Typically, I’m an answering machine catastrophe. I don’t shut up, is one problem, mostly because I just have a lot to share with the world. The fact that I’ve been encouraged and spoiled is another. Seriously. I have maintained an entire acquaintance relationship with one girl from college through her encouragement (and prompt returning) of my ridiculously long answering machine messages. In high school a girl thought that a message I left her was the “cutest ever.” These bouts of weakness on the parts of my friends have turned me into an answering machine catastrophe, just like grandparents spoiling an unruly child, because the evolution and radioactive spider bite similes didn’t make the cut.
But, honestly. I know how things work. When it comes to new people who don’t know me that well, I generally keep things as snappy, terse, concise, brief, and generally unwordy as my doctor allows without bed rest.

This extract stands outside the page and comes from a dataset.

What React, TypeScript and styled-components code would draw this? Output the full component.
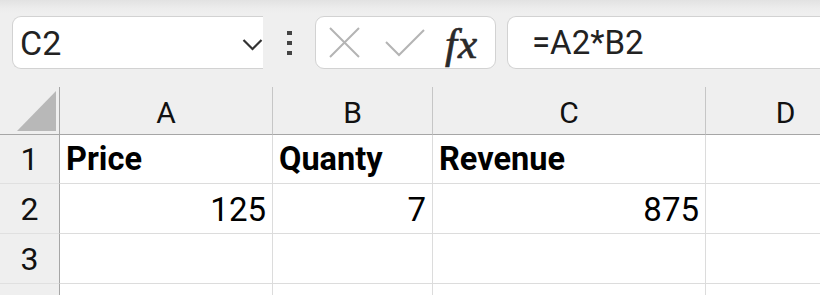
import React from "react";
import styled, { createGlobalStyle } from "styled-components";

const Global = createGlobalStyle`
  html, body { margin: 0; padding: 0; background: #efefef; }
  body { width: 820px; height: 295px; overflow: hidden; font-family: Roboto, "Noto Sans", sans-serif; }
`;

const Page = styled.div`
  width: 820px;
  height: 295px;
  overflow: hidden;
  background: linear-gradient(#e2e2e2 0px, #ececec 8px, #efefef 14px);
`;

const Toolbar = styled.div`
  display: flex;
  align-items: center;
  height: 87px;
  box-sizing: border-box;
  padding: 16px 0 18px 12px;
`;

const NameBox = styled.div`
  width: 251px;
  height: 53px;
  box-sizing: border-box;
  background: #fff;
  border: 1px solid #d2d2d2;
  border-right: none;
  border-radius: 9px 0 0 9px;
  display: flex;
  align-items: center;
  justify-content: space-between;
  padding-left: 7px;
  font-size: 34px;
  color: #222;
`;

const Chevron = styled.svg`
  width: 21px;
  height: 14px;
  margin-top: 4px;
`;

const Grip = styled.div`
  width: 5px;
  margin: 0 23px 0 24px;
  display: flex;
  flex-direction: column;
  gap: 6px;
  span {
    display: block;
    width: 5px;
    height: 4px;
    background: #444;
  }
`;

const ButtonBox = styled.div`
  width: 181px;
  height: 53px;
  box-sizing: border-box;
  background: #fff;
  border: 1px solid #d2d2d2;
  border-radius: 9px;
  display: flex;
  align-items: center;
  padding-left: 13px;
`;

const IconSvg = styled.svg<{ $ml?: number }>`
  margin-left: ${(p) => p.$ml ?? 0}px;
  flex: none;
`;

const Fx = styled.span`
  font-family: "Liberation Serif", "DejaVu Serif", serif;
  font-style: italic;
  font-size: 43px;
  color: #2a2a2a;
  -webkit-text-stroke: 0.7px #2a2a2a;
  margin-left: 20px;
  letter-spacing: 1px;
  line-height: 1;
  margin-top: 2px;
`;

const FormulaBox = styled.div`
  flex: 1;
  height: 53px;
  margin-left: 11px;
  box-sizing: border-box;
  background: #fff;
  border: 1px solid #d2d2d2;
  border-right: none;
  border-radius: 9px 0 0 9px;
  display: flex;
  align-items: center;
  padding-left: 24px;
  font-size: 33px;
  color: #222;
`;

const Grid = styled.div`
  display: grid;
  grid-template-columns: 60px 213px 160px 273px 160px;
  grid-template-rows: 48px 49px 50px 50px 50px;
  width: 866px;
  background: #fff;
`;

const HeadCell = styled.div<{ $corner?: boolean }>`
  background: #efefef;
  border-right: 1px solid ${(p) => (p.$corner ? "#a6a6a6" : "#c6c6c6")};
  border-bottom: 1px solid #a6a6a6;
  display: flex;
  align-items: flex-end;
  justify-content: center;
  padding-bottom: 4px;
  font-size: 30px;
  color: #111;
  box-sizing: border-box;
  position: relative;
`;

const Corner = styled.div`
  position: absolute;
  left: 17px;
  bottom: 3px;
  width: 39px;
  height: 40px;
  background: #b8b8b8;
  clip-path: polygon(100% 0, 100% 100%, 0 100%);
`;

const RowHead = styled.div`
  background: #efefef;
  border-right: 1px solid #a6a6a6;
  border-bottom: 1px solid #e0e0e0;
  display: flex;
  align-items: center;
  justify-content: center;
  font-size: 32px;
  color: #111;
  box-sizing: border-box;
`;

const Cell = styled.div<{ $num?: boolean; $bold?: boolean }>`
  border-right: 1px solid #dcdcdc;
  border-bottom: 1px solid #dcdcdc;
  display: flex;
  align-items: center;
  justify-content: ${(p) => (p.$num ? "flex-end" : "flex-start")};
  padding: ${(p) => (p.$num ? "2px 6px 0 0" : "0 0 0 6px")};
  font-size: ${(p) => (p.$bold ? "32.5px" : "33px")};
  font-weight: ${(p) => (p.$bold ? 700 : 400)};
  color: #000;
  box-sizing: border-box;
  white-space: nowrap;
  overflow: hidden;
`;

const cols = ["A", "B", "C", "D"];
const rows: { v: string; num?: boolean; bold?: boolean }[][] = [
  [{ v: "Price", bold: true }, { v: "Quanty", bold: true }, { v: "Revenue", bold: true }, { v: "" }],
  [{ v: "125", num: true }, { v: "7", num: true }, { v: "875", num: true }, { v: "" }],
  [{ v: "" }, { v: "" }, { v: "" }, { v: "" }],
  [{ v: "" }, { v: "" }, { v: "" }, { v: "" }],
];

export default function App() {
  return (
    <Page>
      <Global />
      <Toolbar>
        <NameBox>
          <span>C2</span>
          <Chevron viewBox="0 0 21 14">
            <path d="M1.5 2 L10.5 11 L19.5 2" fill="none" stroke="#333" strokeWidth="2.2" />
          </Chevron>
        </NameBox>
        <Grip>
          <span />
          <span />
          <span />
        </Grip>
        <ButtonBox>
          <IconSvg width="31" height="31" viewBox="0 0 31 31">
            <path d="M1 1 L30 30 M30 1 L1 30" stroke="#b4b4b4" strokeWidth="2" fill="none" />
          </IconSvg>
          <IconSvg $ml={25} width="40" height="28" viewBox="0 0 40 28">
            <path d="M1 13 L14 26 L39 1" stroke="#b4b4b4" strokeWidth="2" fill="none" />
          </IconSvg>
          <Fx>fx</Fx>
        </ButtonBox>
        <FormulaBox>=A2*B2</FormulaBox>
      </Toolbar>
      <Grid>
        <HeadCell $corner>
          <Corner />
        </HeadCell>
        {cols.map((c) => (
          <HeadCell key={c}>{c}</HeadCell>
        ))}
        {rows.map((r, i) => (
          <React.Fragment key={i}>
            <RowHead>{i + 1 <= 3 ? i + 1 : ""}</RowHead>
            {r.map((cell, j) => (
              <Cell key={j} $num={cell.num} $bold={cell.bold}>
                {cell.v}
              </Cell>
            ))}
          </React.Fragment>
        ))}
      </Grid>
    </Page>
  );
}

Which, honestly, is the general theme running through all of these blog posts. I know the right thing to do, it’s just a problem of execution. Imagine the League of Nations hitting on girls in a bar.
—
“Well, uh, generally I’d say something like: Hi.”
” . . . that’s it?”
“No, I’m thinking. Shush. Hi. I’m Justin. You might remember me because I’m the guy who talked to you the other night at the bar. Um. Well, you, uh . . .”
” . . . usually, this is what it’s like? Oh, Justin.”
“You be quiet. So anyway, I liked talking to you, so I think we should go out. So. Call me back. Bye.”
“Okay. That’s not going to work at all.”
January 18th, 2007 at 10:37 pm
Please, that’s cute! I love it when I make guys nervous (or when they’re nervous to call me/ leave messages)- I thought that most girls did…?
January 19th, 2007 at 5:07 am
I do find that cute, too.
January 28th, 2007 at 7:32 pm
Hi,
I found your blog via google by accident and have to admit that youve a really interesting blog :-)
Just saved your feed in my reader, have a nice day :)
January 31st, 2007 at 11:21 am
actually, that would totally work on me. you are to the point, you have enough cojones to actually ask the girl out, you are nervous (ALWAYS flattering)…i don’t really see anything wrong with that.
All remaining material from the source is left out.